FIG. 1b shows the device 10 from the side, that is to say with a view of the short axis of the laser line 12. Below, the illumination direction 18 on the work plane 14 is denoted by the coordinate axis z. The laser line 12 extends in the direction of the x-axis and the line width is considered in the direction of the y-axis. Accordingly, the x-axis in the following denotes the long axis and the y-axis denotes the short axis of the beam profile formed on the work plane (FIG. 2).
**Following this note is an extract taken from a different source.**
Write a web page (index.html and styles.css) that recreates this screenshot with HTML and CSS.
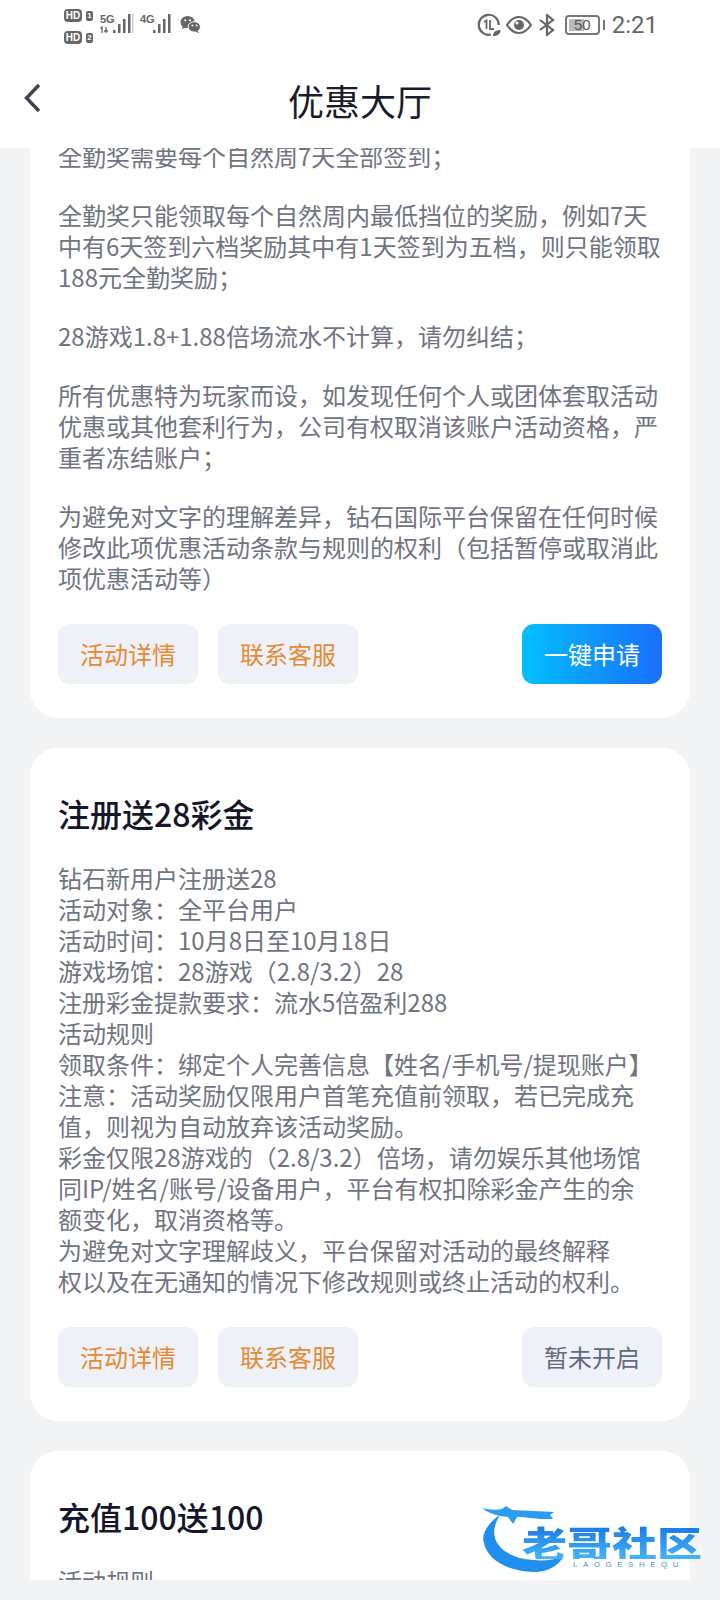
FILE: index.html
```html
<!DOCTYPE html>
<html lang="zh-CN">

<head>
    <meta charset="UTF-8">
    <meta name="viewport" content="width=device-width, initial-scale=1.0">
    <title>优惠大厅</title>
    <link rel="stylesheet" href="styles.css">
</head>

<body>
    <div id="page-wrap">
        <div class="top-bar">
            <div class="status-bar">
                <div class="status-left">
                    <div class="sim-col">
                        <div class="sim-row"><span class="hd">HD</span><span class="sim-num">1</span></div>
                        <div class="sim-row"><span class="hd">HD</span><span class="sim-num">2</span></div>
                    </div>
                    <div class="net net-5g">
                        <span class="net-label">5G</span>
                        <svg width="34" height="24" viewBox="0 0 34 24">
                            <path d="M2 23v-6L0.500 18.500M6 17v6M4 21h4" stroke="#666" stroke-width="1.300" fill="none" />
                            <rect x="13" y="20" width="2.500" height="3" fill="#666" />
                            <rect x="18" y="14" width="2.500" height="9" fill="#666" />
                            <rect x="23" y="9" width="2.500" height="14" fill="#666" />
                            <rect x="28" y="4" width="2.500" height="19" fill="#666" />
                            <rect x="32" y="4" width="1.500" height="19" fill="#ccc" />
                        </svg>
                    </div>
                    <div class="net net-4g">
                        <span class="net-label">4G</span>
                        <svg width="24" height="24" viewBox="0 0 24 24">
                            <rect x="1" y="20" width="2.500" height="3" fill="#666" />
                            <rect x="6" y="14" width="2.500" height="9" fill="#666" />
                            <rect x="11" y="9" width="2.500" height="14" fill="#666" />
                            <rect x="16" y="4" width="2.500" height="19" fill="#666" />
                        </svg>
                    </div>
                    <svg class="wechat" width="21" height="19" viewBox="0 0 22 20">
                        <ellipse cx="8" cy="7.500" rx="7.500" ry="6.500" fill="#666" />
                        <path d="M3 11l-1 4 4-2z" fill="#666" />
                        <ellipse cx="15" cy="12.500" rx="6.500" ry="5.500" fill="#666" stroke="#fff" stroke-width="1" />
                        <path d="M18 16l2 3-4-1.500z" fill="#666" />
                        <circle cx="5.500" cy="5.500" r="1.100" fill="#fff" />
                        <circle cx="10.500" cy="5.500" r="1.100" fill="#fff" />
                        <circle cx="13" cy="11" r="1" fill="#fff" />
                        <circle cx="17.500" cy="11" r="1" fill="#fff" />
                    </svg>
                </div>
                <div class="status-right">
                    <svg class="data-saver" width="24" height="24" viewBox="0 0 24 24">
                        <path d="M14 21.500A10 10 0 1 1 21.700 12" fill="none" stroke="#666" stroke-width="2.200" />
                        <path d="M7 9l2.500-1.500V16M13 7v9h4" fill="none" stroke="#666" stroke-width="1.800" />
                        <path d="M16 23c0-4 3-6 7.500-6 0 4-3 6-7.500 6z" fill="#666" />
                    </svg>
                    <svg width="26" height="20" viewBox="0 0 26 20">
                        <path d="M1 10C5 4 9 2 13 2s8 2 12 8c-4 6-8 8-12 8s-8-2-12-8z" fill="none" stroke="#666" stroke-width="2.200" />
                        <circle cx="13" cy="10" r="5" fill="#666" />
                        <circle cx="11" cy="8" r="1.500" fill="#fff" />
                    </svg>
                    <svg width="16" height="22" viewBox="0 0 16 22">
                        <path d="M1 6l13 10-6 5V1l6 5L1 16" fill="none" stroke="#666" stroke-width="2.200" />
                    </svg>
                    <div class="battery">
                        <div class="battery-box"><span class="battery-fill"></span><span class="battery-num">50</span></div>
                        <span class="battery-tip"></span>
                    </div>
                    <span class="clock">2:21</span>
                </div>
            </div>
            <div class="nav-bar">
                <svg class="back" width="20" height="30" viewBox="0 0 20 30">
                    <path d="M16 2L3.500 15 16 28" fill="none" stroke="#3f4350" stroke-width="3.400" />
                </svg>
                <h1 class="nav-title">优惠大厅</h1>
            </div>
        </div>

        <div class="list">
            <div class="card card-first">
                <div class="rules">
                    <p>全勤奖需要每个自然周7天全部签到；</p>
                    <p>全勤奖只能领取每个自然周内最低挡位的奖励，例如7天<br>中有6天签到六档奖励其中有1天签到为五档，则只能领取<br>188元全勤奖励；</p>
                    <p>28游戏1.8+1.88倍场流水不计算，请勿纠结；</p>
                    <p>所有优惠特为玩家而设，如发现任何个人或团体套取活动<br>优惠或其他套利行为，公司有权取消该账户活动资格，严<br>重者冻结账户；</p>
                    <p>为避免对文字的理解差异，钻石国际平台保留在任何时候<br>修改此项优惠活动条款与规则的权利（包括暂停或取消此<br>项优惠活动等）</p>
                </div>
                <div class="actions">
                    <a class="btn btn-plain">活动详情</a>
                    <a class="btn btn-plain">联系客服</a>
                    <a class="btn btn-apply">一键申请</a>
                </div>
            </div>

            <div class="card">
                <h2 class="card-title">注册送28彩金</h2>
                <div class="rules">
                    钻石新用户注册送28<br>
                    活动对象：全平台用户<br>
                    活动时间：10月8日至10月18日<br>
                    游戏场馆：28游戏（2.8/3.2）28<br>
                    注册彩金提款要求：流水5倍盈利288<br>
                    活动规则<br>
                    领取条件：绑定个人完善信息【姓名/手机号/提现账户】<br>
                    注意：活动奖励仅限用户首笔充值前领取，若已完成充<br>
                    值，则视为自动放弃该活动奖励。<br>
                    彩金仅限28游戏的（2.8/3.2）倍场，请勿娱乐其他场馆<br>
                    同IP/姓名/账号/设备用户，平台有权扣除彩金产生的余<br>
                    额变化，取消资格等。<br>
                    为避免对文字理解歧义，平台保留对活动的最终解释<br>
                    权以及在无通知的情况下修改规则或终止活动的权利。
                </div>
                <div class="actions">
                    <a class="btn btn-plain">活动详情</a>
                    <a class="btn btn-plain">联系客服</a>
                    <a class="btn btn-closed">暂未开启</a>
                </div>
            </div>

            <div class="card">
                <h2 class="card-title">充值100送100</h2>
                <div class="rules">活动规则</div>
            </div>
        </div>

        <div class="bottom-strip"></div>

        <div class="watermark">
            <svg class="watermark-dragon" width="100" height="72" viewBox="0 0 100 72">
                <path d="M18 12C6 20 0 30 1.500 38c3 18 22 30 50 31 14 0 24-6 30-15-10 3-20 4-30 3-16-1-28-6-35-15-6-8-6-18 1.500-30z" fill="#1f8eee" />
                <path d="M0 5c7 2 14 2 20 1l4-3 6 4c14 1 28 1 42 2l-4 3 3 4c-9 0-16 0-23-1-5-1-9-1-13-1l-4 7-5-7C15 13 6 10 0 5z" fill="#2b9bf4" />
            </svg>
            <div class="watermark-name">老哥社区</div>
            <div class="watermark-sub">LAOGESHEQU</div>
        </div>
    </div>
</body>

</html>
```

FILE: styles.css
```css
* {
    box-sizing: border-box;
}

html,
body {
    margin: 0;
    padding: 0;
}

body {
    background-color: #F2F3F5;
    font-family: "Noto Sans CJK SC", "Noto Sans", sans-serif;
}

#page-wrap {
    position: relative;
    width: 720px;
    height: 1600px;
    display: flex;
    flex-direction: column;
    overflow: hidden;
}

.top-bar {
    height: 148px;
    flex-shrink: 0;
    background-color: #fff;
    position: relative;
    z-index: 1;
}

.status-bar {
    height: 52px;
    display: flex;
    justify-content: space-between;
    padding: 6px 62px 0 64px;
}

.status-left {
    display: flex;
    align-items: flex-start;
}

.sim-col {
    display: flex;
    flex-direction: column;
    gap: 9px;
    margin-top: 3px;
}

.sim-row {
    display: flex;
    align-items: center;
    gap: 4px;
    height: 13px;
}

.hd {
    width: 18px;
    height: 13px;
    border-radius: 4px;
    background-color: #666;
    color: #fff;
    font-family: "Liberation Sans", sans-serif;
    font-size: 10px;
    font-weight: 700;
    line-height: 13px;
    text-align: center;
}

.sim-num {
    width: 7px;
    height: 10px;
    border-radius: 2px;
    background-color: #666;
    color: #fff;
    font-family: "Liberation Sans", sans-serif;
    font-size: 8px;
    font-weight: 700;
    line-height: 10px;
    text-align: center;
}

.net {
    position: relative;
    margin-left: 7px;
    margin-top: 4px;
}

.net-label {
    position: absolute;
    left: 0;
    top: 4px;
    color: #666;
    font-family: "Liberation Sans", sans-serif;
    font-size: 11px;
    font-weight: 700;
    line-height: 11px;
}

.net-4g {
    margin-left: 6px;
    padding-left: 12px;
}

.wechat {
    margin-left: 4px;
    margin-top: 9px;
}

.status-right {
    display: flex;
    align-items: center;
    gap: 7px;
    height: 38px;
    color: #666;
}

.data-saver {
    margin-right: -2px;
}

.battery {
    display: flex;
    align-items: center;
    gap: 3px;
    margin-left: 3px;
}

.battery-box {
    position: relative;
    width: 35px;
    height: 20px;
    border: 2px solid #777;
    border-radius: 4px;
    text-align: center;
}

.battery-fill {
    position: absolute;
    left: 2px;
    top: 2px;
    bottom: 2px;
    width: 15px;
    background-color: #bbb;
}

.battery-num {
    position: relative;
    display: block;
    font-family: "Liberation Sans", sans-serif;
    font-size: 15px;
    line-height: 16px;
    color: #555;
}

.battery-tip {
    width: 2px;
    height: 10px;
    background-color: #777;
}

.clock {
    font-family: "Roboto", sans-serif;
    font-size: 24px;
    color: #666;
}

.nav-bar {
    position: relative;
    height: 96px;
    display: flex;
    align-items: center;
    justify-content: center;
}

.back {
    position: absolute;
    left: 23px;
    top: 31px;
}

.nav-title {
    margin: 0;
    font-size: 36px;
    font-weight: 400;
    color: #1a1c28;
}

.list {
    flex: 1;
    min-height: 0;
    overflow: hidden;
    display: flex;
    flex-direction: column;
    gap: 30px;
    padding: 0 30px;
}

.card {
    flex-shrink: 0;
    background-color: #fff;
    border-radius: 28px;
    padding: 43px 28px 34px 28px;
}

.card-first {
    margin-top: -8px;
    padding-top: 0;
    border-radius: 0 0 28px 28px;
}

.card-title {
    margin: 0 0 27px 0;
    font-size: 32px;
    font-weight: 500;
    line-height: 44px;
    color: #14172a;
}

.rules {
    font-size: 24px;
    line-height: 31px;
    color: #70747f;
    white-space: nowrap;
}

.rules p {
    margin: 0 0 28px 0;
}

.rules p:last-child {
    margin-bottom: 0;
}

.actions {
    display: flex;
    gap: 20px;
    margin-top: 31px;
}

.btn {
    width: 140px;
    height: 60px;
    border-radius: 12px;
    font-size: 24px;
    line-height: 60px;
    text-align: center;
}

.btn-plain {
    background-color: #EEF1F7;
    color: #E68A36;
}

.btn-apply {
    margin-left: auto;
    background: linear-gradient(90deg, #02BFFE, #1A6FFB);
    color: #fff;
}

.btn-closed {
    margin-left: auto;
    background-color: #EEF1F7;
    color: #626a7e;
}

.bottom-strip {
    height: 20px;
    flex-shrink: 0;
    background-color: #F2F3F5;
    position: relative;
}

.watermark {
    position: absolute;
    left: 482px;
    top: 1503px;
    width: 222px;
    height: 70px;
    color: #1c8ff0;
}

.watermark-dragon {
    position: absolute;
    left: 0;
    top: 0;
}

.watermark-name {
    position: absolute;
    left: 40px;
    top: 22px;
    font-size: 36px;
    font-weight: 900;
    line-height: 34px;
    white-space: nowrap;
    transform: scaleX(1.25);
    transform-origin: left center;
    background: linear-gradient(180deg, #1778e6, #45b4fa);
    -webkit-background-clip: text;
    background-clip: text;
    color: transparent;
}

.watermark-sub {
    position: absolute;
    left: 91px;
    top: 57px;
    font-family: "Liberation Sans", sans-serif;
    font-size: 8px;
    line-height: 9px;
    letter-spacing: 5.500px;
    color: #4a8fd8;
    white-space: nowrap;
}
```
In this case, the laser light sources 16a, 16b each generate a raw laser beam 20a, 20b. The two raw laser beams 20a, 20b are reshaped into illumination beams 24a, 24b using an optical arrangement 22. Here, the optical arrangement 22 contains a first beam transformer 26a, which expands the first raw laser beam 20a along the x-direction (corresponding to the long axis), and a second beam transformer 26b, which expands the second raw laser beam 20b along the x-direction. In preferred exemplary embodiments, the beam transformers 26a, 26b can each be realized like the beam transformers described in detail in WO 2018/019374 A1, which was mentioned at the outset. Accordingly, the beam transformers 26a, 26b can each contain a transparent, monolithic, planar element with a front side and a back side that are substantially parallel to one another. The planar element can be arranged at an acute angle (cf. FIG. 1b) with respect to the respective raw laser beam 20a, 20b. The front side and the back side may each have a reflective coating such that the respective raw laser beam 20a, 20b is obliquely coupled into the planar element at the respective front side and experiences multiple reflections within the planar element before it emerges, fanned open, at the back side of the planar element.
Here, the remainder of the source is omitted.